● **TASK TO CARRY OUT**
Look below. Copy each line that has "this" in it.

● **STORED DATA**
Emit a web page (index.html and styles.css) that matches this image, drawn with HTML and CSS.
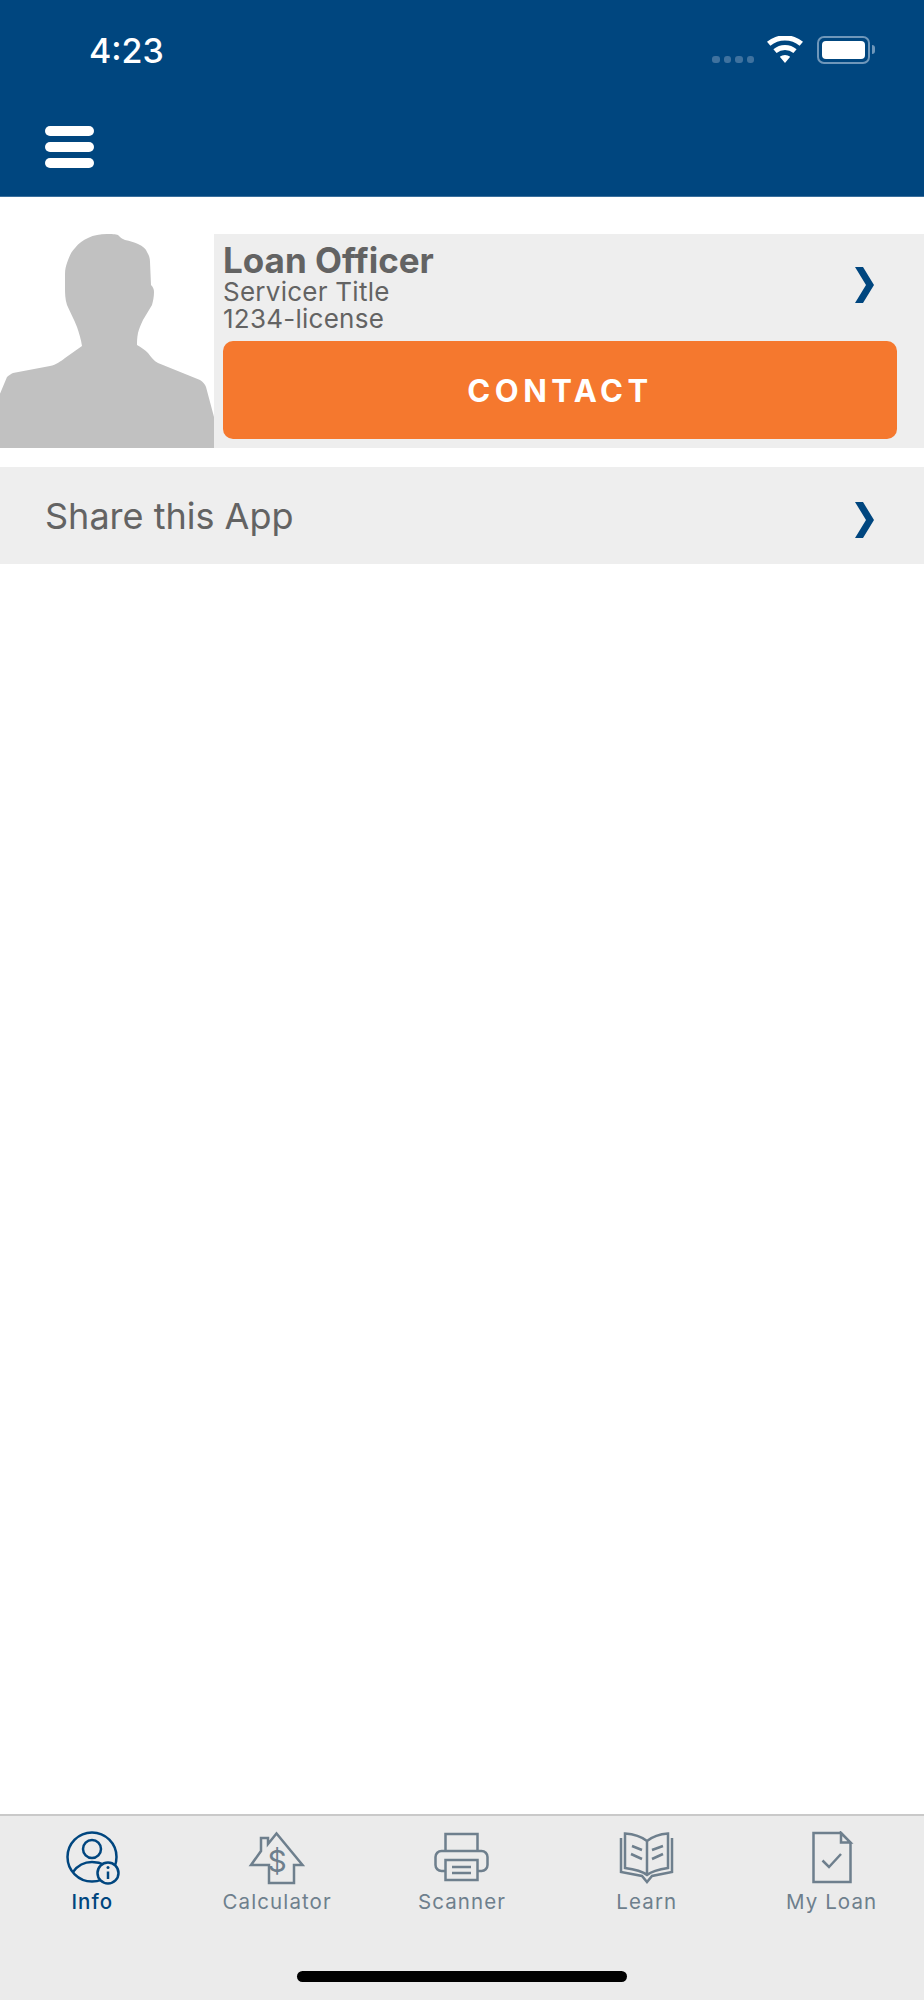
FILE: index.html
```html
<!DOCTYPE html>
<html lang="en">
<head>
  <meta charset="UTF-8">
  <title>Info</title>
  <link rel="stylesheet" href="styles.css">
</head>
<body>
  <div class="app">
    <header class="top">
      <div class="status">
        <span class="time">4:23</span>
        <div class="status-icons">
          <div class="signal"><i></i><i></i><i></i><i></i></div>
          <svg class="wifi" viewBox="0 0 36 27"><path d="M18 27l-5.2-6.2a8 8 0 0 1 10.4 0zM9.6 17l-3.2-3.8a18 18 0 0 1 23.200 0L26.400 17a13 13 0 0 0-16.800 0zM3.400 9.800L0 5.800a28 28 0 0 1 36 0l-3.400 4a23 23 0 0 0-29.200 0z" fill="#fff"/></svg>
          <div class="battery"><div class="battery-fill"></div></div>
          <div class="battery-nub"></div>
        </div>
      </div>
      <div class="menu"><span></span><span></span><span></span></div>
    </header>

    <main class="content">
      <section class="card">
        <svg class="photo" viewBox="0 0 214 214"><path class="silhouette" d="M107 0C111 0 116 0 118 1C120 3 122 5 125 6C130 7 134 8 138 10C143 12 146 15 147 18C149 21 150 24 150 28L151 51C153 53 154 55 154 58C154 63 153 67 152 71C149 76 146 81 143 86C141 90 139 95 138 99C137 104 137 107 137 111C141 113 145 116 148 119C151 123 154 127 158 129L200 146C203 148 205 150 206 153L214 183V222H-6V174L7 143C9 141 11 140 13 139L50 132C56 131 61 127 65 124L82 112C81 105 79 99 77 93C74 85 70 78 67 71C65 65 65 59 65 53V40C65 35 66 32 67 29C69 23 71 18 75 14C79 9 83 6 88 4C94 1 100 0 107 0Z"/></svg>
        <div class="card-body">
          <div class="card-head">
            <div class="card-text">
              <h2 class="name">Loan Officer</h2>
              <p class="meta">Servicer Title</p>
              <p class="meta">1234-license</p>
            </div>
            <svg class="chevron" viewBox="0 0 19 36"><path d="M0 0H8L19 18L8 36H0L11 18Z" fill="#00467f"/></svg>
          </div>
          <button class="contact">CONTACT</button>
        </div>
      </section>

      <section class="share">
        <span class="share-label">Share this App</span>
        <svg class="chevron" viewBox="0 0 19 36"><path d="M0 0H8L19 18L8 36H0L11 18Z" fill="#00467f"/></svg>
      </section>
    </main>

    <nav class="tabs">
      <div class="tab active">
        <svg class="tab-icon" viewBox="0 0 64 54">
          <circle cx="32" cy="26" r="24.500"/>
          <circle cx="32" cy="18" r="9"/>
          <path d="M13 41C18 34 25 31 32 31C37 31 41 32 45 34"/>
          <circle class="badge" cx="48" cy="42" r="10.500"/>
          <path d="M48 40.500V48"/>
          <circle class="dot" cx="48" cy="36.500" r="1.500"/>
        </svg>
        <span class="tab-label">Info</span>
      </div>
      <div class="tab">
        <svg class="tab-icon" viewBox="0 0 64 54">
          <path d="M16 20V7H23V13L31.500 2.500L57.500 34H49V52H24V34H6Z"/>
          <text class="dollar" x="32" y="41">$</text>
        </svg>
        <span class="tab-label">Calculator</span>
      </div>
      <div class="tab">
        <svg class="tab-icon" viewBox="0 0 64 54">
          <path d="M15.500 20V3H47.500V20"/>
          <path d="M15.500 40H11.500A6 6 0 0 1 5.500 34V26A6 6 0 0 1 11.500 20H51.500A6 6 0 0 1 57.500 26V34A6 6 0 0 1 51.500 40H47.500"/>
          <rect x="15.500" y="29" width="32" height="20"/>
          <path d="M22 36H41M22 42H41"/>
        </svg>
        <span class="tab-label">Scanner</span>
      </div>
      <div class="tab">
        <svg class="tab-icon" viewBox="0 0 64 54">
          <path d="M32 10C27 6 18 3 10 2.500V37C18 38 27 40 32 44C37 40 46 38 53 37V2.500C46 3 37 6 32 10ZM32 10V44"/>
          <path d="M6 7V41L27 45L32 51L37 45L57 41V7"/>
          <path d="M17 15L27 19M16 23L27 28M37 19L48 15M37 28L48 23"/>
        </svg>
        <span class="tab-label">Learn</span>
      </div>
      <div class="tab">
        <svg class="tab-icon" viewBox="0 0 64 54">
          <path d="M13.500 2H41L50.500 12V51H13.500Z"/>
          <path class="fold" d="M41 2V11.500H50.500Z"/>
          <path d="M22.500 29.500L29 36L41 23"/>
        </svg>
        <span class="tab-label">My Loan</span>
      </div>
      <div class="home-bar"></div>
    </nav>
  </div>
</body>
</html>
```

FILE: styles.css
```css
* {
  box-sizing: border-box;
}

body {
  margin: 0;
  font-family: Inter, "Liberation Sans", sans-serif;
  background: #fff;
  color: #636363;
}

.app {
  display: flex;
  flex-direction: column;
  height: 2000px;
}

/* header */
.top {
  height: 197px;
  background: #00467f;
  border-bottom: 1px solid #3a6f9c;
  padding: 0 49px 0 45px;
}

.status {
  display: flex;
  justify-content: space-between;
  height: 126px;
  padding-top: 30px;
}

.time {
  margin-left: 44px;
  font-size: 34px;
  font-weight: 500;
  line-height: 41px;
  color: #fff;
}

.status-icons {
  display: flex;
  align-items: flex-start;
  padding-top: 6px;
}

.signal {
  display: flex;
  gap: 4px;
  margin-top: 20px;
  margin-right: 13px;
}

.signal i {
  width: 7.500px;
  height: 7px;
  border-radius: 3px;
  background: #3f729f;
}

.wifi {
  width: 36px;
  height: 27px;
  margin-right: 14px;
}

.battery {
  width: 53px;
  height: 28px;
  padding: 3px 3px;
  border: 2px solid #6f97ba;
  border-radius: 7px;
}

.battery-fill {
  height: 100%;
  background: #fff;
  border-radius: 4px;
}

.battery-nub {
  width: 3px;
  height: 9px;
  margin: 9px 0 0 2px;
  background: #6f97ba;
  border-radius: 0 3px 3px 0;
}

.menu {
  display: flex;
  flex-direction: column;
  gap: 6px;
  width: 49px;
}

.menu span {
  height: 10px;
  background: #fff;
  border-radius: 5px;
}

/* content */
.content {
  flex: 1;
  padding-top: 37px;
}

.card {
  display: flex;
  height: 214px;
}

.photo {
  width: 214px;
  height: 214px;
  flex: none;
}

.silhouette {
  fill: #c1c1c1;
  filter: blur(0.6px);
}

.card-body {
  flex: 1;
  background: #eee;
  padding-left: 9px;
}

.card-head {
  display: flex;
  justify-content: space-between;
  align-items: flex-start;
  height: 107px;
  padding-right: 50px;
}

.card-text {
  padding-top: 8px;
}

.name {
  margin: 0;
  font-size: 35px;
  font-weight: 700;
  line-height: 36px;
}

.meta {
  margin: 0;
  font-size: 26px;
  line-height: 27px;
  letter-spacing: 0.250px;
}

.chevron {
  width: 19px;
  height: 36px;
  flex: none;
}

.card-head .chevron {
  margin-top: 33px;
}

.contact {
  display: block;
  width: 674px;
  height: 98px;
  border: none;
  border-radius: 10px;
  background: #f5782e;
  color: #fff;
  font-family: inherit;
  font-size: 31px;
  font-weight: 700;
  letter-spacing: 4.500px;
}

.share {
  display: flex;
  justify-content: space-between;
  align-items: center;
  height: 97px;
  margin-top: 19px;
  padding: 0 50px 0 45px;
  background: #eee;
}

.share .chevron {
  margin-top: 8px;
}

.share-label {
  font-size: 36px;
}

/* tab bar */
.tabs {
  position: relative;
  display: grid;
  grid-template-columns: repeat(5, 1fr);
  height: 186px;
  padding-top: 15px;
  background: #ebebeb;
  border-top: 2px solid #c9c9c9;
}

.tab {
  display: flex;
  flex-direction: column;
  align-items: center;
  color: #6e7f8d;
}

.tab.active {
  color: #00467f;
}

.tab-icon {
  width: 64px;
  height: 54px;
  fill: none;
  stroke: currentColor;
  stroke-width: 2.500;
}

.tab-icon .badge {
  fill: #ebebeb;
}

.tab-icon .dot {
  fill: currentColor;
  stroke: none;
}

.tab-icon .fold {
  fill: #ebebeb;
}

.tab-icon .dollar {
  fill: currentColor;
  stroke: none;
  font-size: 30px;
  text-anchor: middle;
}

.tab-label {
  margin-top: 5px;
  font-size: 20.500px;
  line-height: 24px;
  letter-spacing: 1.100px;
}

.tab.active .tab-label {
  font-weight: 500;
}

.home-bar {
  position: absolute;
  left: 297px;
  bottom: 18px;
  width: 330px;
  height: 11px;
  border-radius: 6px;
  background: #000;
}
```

● **IN RESPONSE**
Emit a web page (index.html and styles.css) that matches this image, drawn with HTML and CSS.
        <span class="share-label">Share this App</span>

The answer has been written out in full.